[Entries with page source code]
>>>>>
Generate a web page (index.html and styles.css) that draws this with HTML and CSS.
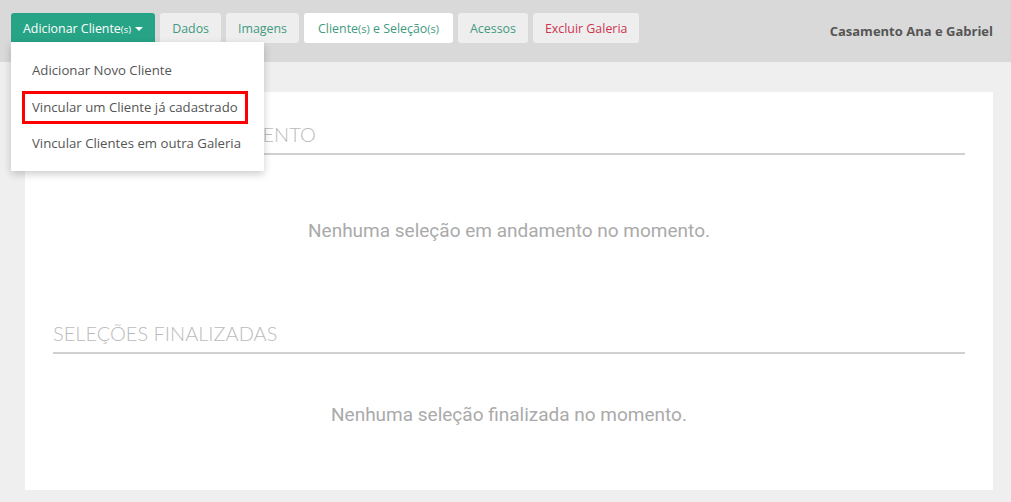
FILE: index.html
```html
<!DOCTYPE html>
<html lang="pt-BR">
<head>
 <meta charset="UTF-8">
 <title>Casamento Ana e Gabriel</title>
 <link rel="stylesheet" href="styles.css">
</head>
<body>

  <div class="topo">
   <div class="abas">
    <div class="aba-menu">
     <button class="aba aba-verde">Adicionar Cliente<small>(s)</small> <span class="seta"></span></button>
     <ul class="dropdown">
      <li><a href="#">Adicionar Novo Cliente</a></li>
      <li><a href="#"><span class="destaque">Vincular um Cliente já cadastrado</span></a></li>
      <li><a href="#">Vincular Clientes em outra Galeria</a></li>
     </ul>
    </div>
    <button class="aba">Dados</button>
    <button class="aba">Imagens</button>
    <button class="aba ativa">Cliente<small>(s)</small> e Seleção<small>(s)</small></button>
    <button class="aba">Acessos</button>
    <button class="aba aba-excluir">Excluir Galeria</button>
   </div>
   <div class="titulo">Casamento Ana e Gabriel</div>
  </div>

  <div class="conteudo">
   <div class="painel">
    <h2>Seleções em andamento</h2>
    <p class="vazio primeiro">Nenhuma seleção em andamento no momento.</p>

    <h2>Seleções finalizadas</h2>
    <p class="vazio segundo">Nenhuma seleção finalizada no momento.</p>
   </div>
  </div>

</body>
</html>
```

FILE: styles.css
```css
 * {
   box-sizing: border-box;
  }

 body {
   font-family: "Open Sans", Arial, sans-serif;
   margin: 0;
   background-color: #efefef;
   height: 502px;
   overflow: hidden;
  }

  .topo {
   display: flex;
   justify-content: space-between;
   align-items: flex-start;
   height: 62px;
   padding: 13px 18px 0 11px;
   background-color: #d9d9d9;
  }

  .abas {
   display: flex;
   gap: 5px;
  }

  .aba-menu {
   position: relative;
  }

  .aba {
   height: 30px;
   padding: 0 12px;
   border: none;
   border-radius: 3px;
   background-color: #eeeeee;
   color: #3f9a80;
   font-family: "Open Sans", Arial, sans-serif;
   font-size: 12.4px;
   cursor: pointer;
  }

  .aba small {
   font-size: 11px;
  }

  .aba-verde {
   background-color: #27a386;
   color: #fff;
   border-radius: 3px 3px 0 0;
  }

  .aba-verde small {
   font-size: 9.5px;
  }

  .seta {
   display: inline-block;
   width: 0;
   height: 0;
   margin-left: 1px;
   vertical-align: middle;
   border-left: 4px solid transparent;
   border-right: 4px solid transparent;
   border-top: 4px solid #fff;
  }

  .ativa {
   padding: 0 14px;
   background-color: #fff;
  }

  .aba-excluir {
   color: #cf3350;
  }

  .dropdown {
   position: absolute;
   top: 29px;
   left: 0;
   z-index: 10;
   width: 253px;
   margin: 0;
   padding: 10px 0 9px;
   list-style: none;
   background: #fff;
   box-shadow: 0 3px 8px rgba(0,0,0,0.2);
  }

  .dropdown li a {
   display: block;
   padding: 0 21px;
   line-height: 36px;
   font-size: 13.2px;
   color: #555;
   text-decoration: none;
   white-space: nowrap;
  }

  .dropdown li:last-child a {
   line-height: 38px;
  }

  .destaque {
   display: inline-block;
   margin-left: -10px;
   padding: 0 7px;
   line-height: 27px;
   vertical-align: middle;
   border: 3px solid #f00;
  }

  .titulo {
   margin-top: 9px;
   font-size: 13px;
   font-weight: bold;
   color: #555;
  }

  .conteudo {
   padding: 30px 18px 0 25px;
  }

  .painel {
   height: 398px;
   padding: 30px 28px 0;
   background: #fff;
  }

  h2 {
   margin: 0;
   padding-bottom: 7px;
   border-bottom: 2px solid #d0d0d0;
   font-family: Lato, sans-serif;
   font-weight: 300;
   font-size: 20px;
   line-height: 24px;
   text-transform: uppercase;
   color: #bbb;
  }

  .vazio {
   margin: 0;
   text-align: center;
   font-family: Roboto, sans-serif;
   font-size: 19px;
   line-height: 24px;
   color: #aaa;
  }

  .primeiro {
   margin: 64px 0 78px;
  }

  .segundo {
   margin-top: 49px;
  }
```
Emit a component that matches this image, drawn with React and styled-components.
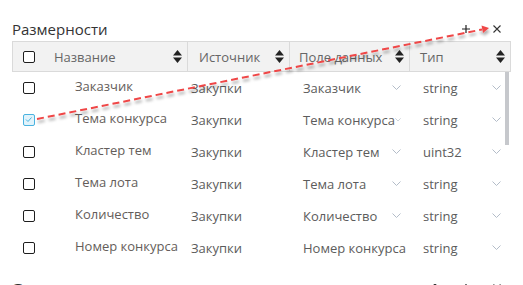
<<<<<
WRITTEN TASK —
Copy the whole of the material above exactly, but not its images.

REPLY —
Generate a web page (index.html and styles.css) that draws this with HTML and CSS.
FILE: index.html
```html
<!DOCTYPE html>
<html lang="pt-BR">
<head>
 <meta charset="UTF-8">
 <title>Casamento Ana e Gabriel</title>
 <link rel="stylesheet" href="styles.css">
</head>
<body>

  <div class="topo">
   <div class="abas">
    <div class="aba-menu">
     <button class="aba aba-verde">Adicionar Cliente<small>(s)</small> <span class="seta"></span></button>
     <ul class="dropdown">
      <li><a href="#">Adicionar Novo Cliente</a></li>
      <li><a href="#"><span class="destaque">Vincular um Cliente já cadastrado</span></a></li>
      <li><a href="#">Vincular Clientes em outra Galeria</a></li>
     </ul>
    </div>
    <button class="aba">Dados</button>
    <button class="aba">Imagens</button>
    <button class="aba ativa">Cliente<small>(s)</small> e Seleção<small>(s)</small></button>
    <button class="aba">Acessos</button>
    <button class="aba aba-excluir">Excluir Galeria</button>
   </div>
   <div class="titulo">Casamento Ana e Gabriel</div>
  </div>

  <div class="conteudo">
   <div class="painel">
    <h2>Seleções em andamento</h2>
    <p class="vazio primeiro">Nenhuma seleção em andamento no momento.</p>

    <h2>Seleções finalizadas</h2>
    <p class="vazio segundo">Nenhuma seleção finalizada no momento.</p>
   </div>
  </div>

</body>
</html>
```

FILE: styles.css
```css
 * {
   box-sizing: border-box;
  }

 body {
   font-family: "Open Sans", Arial, sans-serif;
   margin: 0;
   background-color: #efefef;
   height: 502px;
   overflow: hidden;
  }

  .topo {
   display: flex;
   justify-content: space-between;
   align-items: flex-start;
   height: 62px;
   padding: 13px 18px 0 11px;
   background-color: #d9d9d9;
  }

  .abas {
   display: flex;
   gap: 5px;
  }

  .aba-menu {
   position: relative;
  }

  .aba {
   height: 30px;
   padding: 0 12px;
   border: none;
   border-radius: 3px;
   background-color: #eeeeee;
   color: #3f9a80;
   font-family: "Open Sans", Arial, sans-serif;
   font-size: 12.4px;
   cursor: pointer;
  }

  .aba small {
   font-size: 11px;
  }

  .aba-verde {
   background-color: #27a386;
   color: #fff;
   border-radius: 3px 3px 0 0;
  }

  .aba-verde small {
   font-size: 9.5px;
  }

  .seta {
   display: inline-block;
   width: 0;
   height: 0;
   margin-left: 1px;
   vertical-align: middle;
   border-left: 4px solid transparent;
   border-right: 4px solid transparent;
   border-top: 4px solid #fff;
  }

  .ativa {
   padding: 0 14px;
   background-color: #fff;
  }

  .aba-excluir {
   color: #cf3350;
  }

  .dropdown {
   position: absolute;
   top: 29px;
   left: 0;
   z-index: 10;
   width: 253px;
   margin: 0;
   padding: 10px 0 9px;
   list-style: none;
   background: #fff;
   box-shadow: 0 3px 8px rgba(0,0,0,0.2);
  }

  .dropdown li a {
   display: block;
   padding: 0 21px;
   line-height: 36px;
   font-size: 13.2px;
   color: #555;
   text-decoration: none;
   white-space: nowrap;
  }

  .dropdown li:last-child a {
   line-height: 38px;
  }

  .destaque {
   display: inline-block;
   margin-left: -10px;
   padding: 0 7px;
   line-height: 27px;
   vertical-align: middle;
   border: 3px solid #f00;
  }

  .titulo {
   margin-top: 9px;
   font-size: 13px;
   font-weight: bold;
   color: #555;
  }

  .conteudo {
   padding: 30px 18px 0 25px;
  }

  .painel {
   height: 398px;
   padding: 30px 28px 0;
   background: #fff;
  }

  h2 {
   margin: 0;
   padding-bottom: 7px;
   border-bottom: 2px solid #d0d0d0;
   font-family: Lato, sans-serif;
   font-weight: 300;
   font-size: 20px;
   line-height: 24px;
   text-transform: uppercase;
   color: #bbb;
  }

  .vazio {
   margin: 0;
   text-align: center;
   font-family: Roboto, sans-serif;
   font-size: 19px;
   line-height: 24px;
   color: #aaa;
  }

  .primeiro {
   margin: 64px 0 78px;
  }

  .segundo {
   margin-top: 49px;
  }
```
Emit a component that matches this image, drawn with React and styled-components.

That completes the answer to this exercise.